On 29 September 2023, the FCA published a Dear CEO letter on its platforms’ portfolio supervision strategy.
Following the FCA’s strategy letters of February 2020 and July 2021, this Dear CEO letter provides firms with an update on the FCA’s view of the key harms in this sector, the FCA’s expectations of firms and a summary of the work the FCA intends to do.
In the Dear CEO letter the FCA highlights the following concerns about harm:
- Fees and charges may not represent fair value, especially when looking at customers with different size investment pots and taking into regard platforms’ role in the distribution chain. Platform fees are also not properly disclosed, making it difficult for customers to have a clear understanding of what they are being charged. This also makes it harder for customers to make judgements on the value of the products and services they are paying for.
- Platform firms do not have sufficiently robust systems and controls to protect customers from loss of investment savings or personal data due to fraud and/or cyber-attacks.
- The average time it takes customers to transfer their investments and savings between platforms has improved for some firms in the portfolio, but more needs to be done to ensure average transfer times are shorter for all customers.
- Platform firms’ historic failure to conduct proper due diligence of non-standard assets (NSAs) has led to customers holding unsuitable high-risk investments. The FCA are concerned that firms are not properly acknowledging or accurately calculating their liabilities relating to NSAs, which could lead to delays in customer redress payments and increase the potential for firm failure.
- Customers lose access to platform services due to system outages or other operational resilience failures. This is of particular concern when platforms are undergoing significant IT upgrades or conducting re-platforming exercises.
The Dear CEO letter also highlights the following emerging risks of harm:
- Where interest payments are accrued on customers’ cash balances held by firms, this should be carefully considered as part of fair value assessments and to ensure appropriate disclosure, especially in the current economic environment of higher interest rates. The FCA’s expectation is that firms deliver fair value to customers and support consumer understanding in line with the requirements of the Consumer Duty.
- The emerging trends in the market for executing investment transactions online by retail customers have seen the growth of online trading applications platforms. The FCA’s recent focused studies found business practices akin to ‘gamification’, that overly encourage risky short term trading including brokerage deals that fail to deliver best value for customers. The FCA’s expectation is that firms should maintain controls and capabilities to understand and effectively monitor customers’ trading activities, ensure customers are adequately informed of relevant risks and protect customers from reckless trading and scams.

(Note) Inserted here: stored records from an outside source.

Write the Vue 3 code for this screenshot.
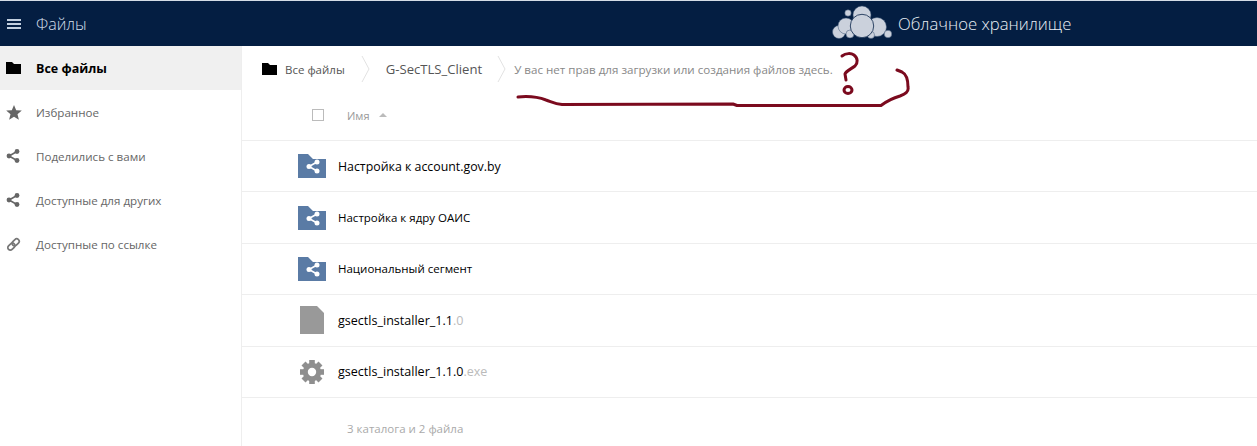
<script setup>
const navItems = [
  { label: 'Все файлы', icon: 'folder', active: true },
  { label: 'Избранное', icon: 'star' },
  { label: 'Поделились с вами', icon: 'share' },
  { label: 'Доступные для других', icon: 'share' },
  { label: 'Доступные по ссылке', icon: 'link' },
]
const rows = [
  { name: 'Настройка к account.gov.by', ext: '', icon: 'shared', size: 'tight' },
  { name: 'Настройка к ядру ОАИС', ext: '', icon: 'shared', size: 'small' },
  { name: 'Национальный сегмент', ext: '', icon: 'shared', size: 'small' },
  { name: 'gsectls_installer_1.1', ext: '.0', icon: 'file', size: '' },
  { name: 'gsectls_installer_1.1.0', ext: '.exe', icon: 'gear', size: '' },
]
const gearTeeth = [0, 45, 90, 135, 180, 225, 270, 315]
</script>

<template>
  <div class="page">
    <header class="topbar">
      <div class="title-group">
        <svg class="burger" width="14" height="10" viewBox="0 0 14 10">
          <path d="M0 0h14v2H0zM0 4h14v2H0zM0 8h14v2H0z" fill="#c3d0e0" />
        </svg>
        <span class="app-title">Файлы</span>
      </div>
      <div class="brand">
        <svg class="cloud" width="62" height="34" viewBox="0 0 62 34">
          <g fill="#cbd1dc" stroke="#3b5273" stroke-width="0.5">
            <circle cx="18" cy="8" r="3.200" />
            <circle cx="32" cy="10" r="9" />
            <circle cx="9" cy="27" r="6.500" />
            <circle cx="16" cy="21" r="8" />
            <circle cx="47" cy="22" r="9.500" />
            <circle cx="58" cy="29" r="3.800" />
            <circle cx="20" cy="29" r="4" />
            <circle cx="41" cy="30" r="3.500" />
          </g>
          <circle cx="32" cy="21" r="11.700" fill="#cbd1dc" stroke="#1d3558" stroke-width="0.9" />
        </svg>
        <span class="brand-name">Облачное хранилище</span>
      </div>
    </header>

    <div class="content">
      <nav class="sidebar">
        <div v-for="item in navItems" :key="item.label" class="nav-item" :class="{ active: item.active }">
          <span class="nav-icon">
            <svg v-if="item.icon === 'folder'" width="15" height="12" viewBox="0 0 15 12">
              <path d="M0 0h6l2 2h7v10H0z" fill="#000" />
            </svg>
            <svg v-else-if="item.icon === 'star'" width="16" height="15" viewBox="0 0 16 15">
              <path d="M8 0l2.200 5.200 5.600.4-4.300 3.600 1.400 5.500L8 11.700l-4.900 3 1.400-5.500L.2 5.600l5.600-.4z" fill="#666" />
            </svg>
            <svg v-else-if="item.icon === 'share'" width="14" height="14" viewBox="0 0 14 14">
              <path d="M11 2.500L3 7l8 4.500" fill="none" stroke="#666" stroke-width="1.600" />
              <circle cx="11" cy="2.500" r="2.400" fill="#666" />
              <circle cx="3" cy="7" r="2.400" fill="#666" />
              <circle cx="11" cy="11.500" r="2.400" fill="#666" />
            </svg>
            <svg v-else width="15" height="15" viewBox="0 0 15 15">
              <g fill="none" stroke="#777" stroke-width="1.700" transform="rotate(-45 7.500 7.500)">
                <rect x="0.500" y="5" width="8" height="5" rx="2.500" />
                <rect x="6.500" y="5" width="8" height="5" rx="2.500" />
              </g>
            </svg>
          </span>
          <span class="nav-label">{{ item.label }}</span>
        </div>
      </nav>

      <main class="main">
        <div class="crumbs">
          <svg class="crumb-home" width="15" height="12" viewBox="0 0 15 12">
            <path d="M0 0h6l2 2h7v10H0z" fill="#000" />
          </svg>
          <span class="crumb-first">Все файлы</span>
          <svg class="chevron" width="9" height="26" viewBox="0 0 9 26">
            <path d="M1 0l7 13-7 13" fill="none" stroke="#e2e2e2" />
          </svg>
          <span class="crumb-current">G-SecTLS_Client</span>
          <svg class="chevron second" width="9" height="26" viewBox="0 0 9 26">
            <path d="M1 0l7 13-7 13" fill="none" stroke="#e2e2e2" />
          </svg>
          <span class="notice">У вас нет прав для загрузки или создания файлов здесь.</span>
        </div>

        <div class="table-head">
          <span class="checkbox"></span>
          <span class="col-name">Имя</span>
          <svg width="8" height="4" viewBox="0 0 8 4"><path d="M0 4l4-4 4 4z" fill="#bbb" /></svg>
        </div>

        <div v-for="row in rows" :key="row.name" class="row">
          <span class="row-icon" :class="{ wide: row.icon === 'shared' }">
            <svg v-if="row.icon === 'shared'" width="28" height="24" viewBox="0 0 28 24">
              <path d="M0 0h10l5 5h13v19H0z" fill="#5a7ba5" />
              <path d="M19 8l-8 4.500 8 4.500" fill="none" stroke="#fff" stroke-width="1.600" />
              <circle cx="19" cy="8" r="2.500" fill="#fff" />
              <circle cx="11" cy="12.500" r="2.500" fill="#fff" />
              <circle cx="19" cy="17" r="2.500" fill="#fff" />
            </svg>
            <svg v-else-if="row.icon === 'file'" width="24" height="28" viewBox="0 0 24 28">
              <path d="M0 0h17l7 7v21H0z" fill="#999" />
            </svg>
            <svg v-else width="24" height="24" viewBox="0 0 24 24">
              <g fill="#8f8f8f">
                <rect
                  v-for="angle in gearTeeth"
                  :key="angle"
                  x="9.200"
                  y="0"
                  width="5.600"
                  height="6"
                  :transform="`rotate(${angle} 12 12)`"
                />
              </g>
              <circle cx="12" cy="12" r="6.700" fill="none" stroke="#8f8f8f" stroke-width="5" />
            </svg>
          </span>
          <span class="file-name" :class="row.size">{{ row.name }}<span class="ext">{{ row.ext }}</span></span>
        </div>

        <div class="summary">3 каталога и 2 файла</div>
      </main>
    </div>

    <svg class="scribble" width="1257" height="446" viewBox="0 0 1257 446">
      <g fill="none" stroke="#7b0a1e" stroke-linecap="round" stroke-linejoin="round" stroke-width="3">
        <path d="M518 97C528 96 538 97 546 100C552 102 555 104 562 104.500L733 104L737 105.500L881 105.500C887 101 893 98 900 96C905 94 909 92 908 87C908 80 906 74 902 72L897 70" />
        <path d="M842 56C846 53 851 53 854 55C858 58 858 63 855 66C851 69 846 71 845 74L846 80" />
        <ellipse cx="848" cy="90" rx="4" ry="3.500" />
      </g>
    </svg>
  </div>
</template>

<style>
html,
body {
  margin: 0;
  background: #fff;
}
</style>

<style scoped>
.page {
  position: relative;
  width: 1257px;
  height: 446px;
  overflow: hidden;
  background: #fff;
  font-family: "Open Sans", "Noto Sans", sans-serif;
  font-size: 12px;
  color: #555;
}
.topbar {
  box-sizing: border-box;
  height: 46px;
  border-top: 1px solid #d5dde6;
  background: #041e42;
  display: flex;
  align-items: center;
}
.title-group {
  display: flex;
  align-items: center;
  width: 830px;
  padding-left: 7px;
  box-sizing: border-box;
}
.burger {
  margin-right: 15px;
}
.app-title {
  font-size: 16px;
  font-weight: 300;
  color: #d3deea;
}
.brand {
  display: flex;
  align-items: center;
  margin-top: -1px;
}
.cloud {
  margin-right: 6px;
  margin-top: -2px;
}
.brand-name {
  font-size: 16.700px;
  font-weight: 300;
  color: #e9eef4;
}
.content {
  display: flex;
  height: 400px;
}
.sidebar {
  box-sizing: border-box;
  width: 242px;
  flex: none;
  border-right: 1px solid #eee;
}
.nav-item {
  height: 44px;
  display: flex;
  align-items: center;
  color: #666;
  font-size: 11.600px;
}
.nav-item.active {
  background: #f0f0f0;
  color: #000;
  font-weight: 700;
  font-size: 12.500px;
}
.nav-icon {
  width: 36px;
  padding-left: 6px;
  box-sizing: border-box;
  display: flex;
  align-items: center;
}
.main {
  flex: 1;
  min-width: 0;
}
.crumbs {
  height: 46px;
  display: flex;
  align-items: center;
  padding-left: 20px;
}
.crumb-home {
  margin-right: 8px;
}
.crumb-first {
  font-size: 11.500px;
  color: #555;
}
.chevron {
  margin: 0 16px 0 16px;
}
.crumb-current {
  font-size: 13.100px;
  color: #555;
}
.chevron.second {
  margin: 0 8px 0 15px;
}
.notice {
  font-size: 11.600px;
  color: #888;
}
.table-head {
  box-sizing: border-box;
  height: 49px;
  padding-bottom: 2px;
  display: flex;
  align-items: center;
  padding-left: 70px;
  border-bottom: 1px solid #eee;
}
.checkbox {
  box-sizing: border-box;
  width: 12px;
  height: 12px;
  border: 1px solid #bbb;
  margin-right: 23px;
}
.col-name {
  font-size: 11px;
  color: #999;
  margin-right: 9px;
}
.row {
  box-sizing: border-box;
  height: 51.400px;
  display: flex;
  align-items: center;
  padding-left: 56px;
  border-bottom: 1px solid #eee;
}
.row-icon {
  width: 40px;
  display: flex;
  padding-left: 2px;
  box-sizing: border-box;
}
.row-icon.wide {
  padding-left: 0;
}
.file-name {
  font-size: 12.550px;
  color: #000;
}
.file-name.tight {
  font-size: 12.350px;
}
.file-name.small {
  font-size: 11.500px;
}
.ext {
  color: #bbb;
}
.summary {
  padding: 23px 0 0 105px;
  font-size: 11.500px;
  color: #aaa;
}
.scribble {
  position: absolute;
  inset: 0;
  pointer-events: none;
}
</style>
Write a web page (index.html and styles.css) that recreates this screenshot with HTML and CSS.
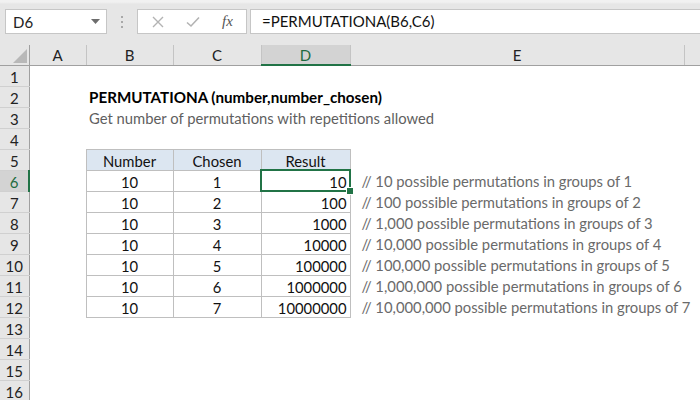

The Dear CEO letter also mentions that the FCA is focused on the following areas:
- Consumer Duty, Fee Transparency and Fair value. A key risk for the platforms’ portfolio is that the quality and value of product offerings or, the quality of communications with customers, do not deliver good outcomes for consumers or meet their needs.
- Non-Standard Assets. The FCA published guidance in Finalised Guidance 20/1 Our framework: assessing adequate financial resources on how firms should assess their financial resources, which includes looking proportionately at the risks to which a firm is exposed.
- Operational resilience. The FCA’s previous portfolio letter outlined its expectations for firms’ compliance with Policy Statement 21/3 Building Operational Resilience. These expectations still stand. By Q4 2023 the FCA will request data to monitor and test platform firms’ ability to meet this Policy Statement.
- Fraud controls. The FCA has seen examples in its supervisory work where, the adviser charging function has been mis-used by rogue advisers to defraud consumers of significant amounts of money. In 2023/24 the FCA will be selecting a sample of firms in the platform portfolio that facilitate adviser charging alongside firms in other portfolios offering similar services. This sample of firms will be asked to complete a questionnaire and the FCA will use the responses to assess the effectiveness of the systems and controls that firms have in place to ensure that advisers are charging their customers appropriately. The FCA will feedback the findings from its review to firms in due course.
- Transfer times. In the light of the Consumer Duty, the FCA will be using the next iteration of its data request to continue to monitor and ensure sustained and significant improvements in transfer times across the sector, taking further action against outliers.
- Consumer Duty. The FCA’s review of platform firms’ Duty implementation plans suggests some firms may have been slow in engaging with the substantive requirements. This brings a risk that firms have not embedded the Duty effectively throughout their business. The FCA urges firms to continue to carefully consider the substantive elements of the Duty on an ongoing basis to identify further changes that may be required. If a firm considers that specific rules do not apply to their business, the FCA will expect them to provide clear evidence of the reason for this.
The Dear CEO letter concludes by noting that, firms are responsible for ensuring that they meet the FCA’s requirements including the obligations and expectations set out above. Firms should take all necessary action to ensure these are met. The FCA will use the Senior Managers & Certification Regime to engage directly with accountable individuals on areas of concern.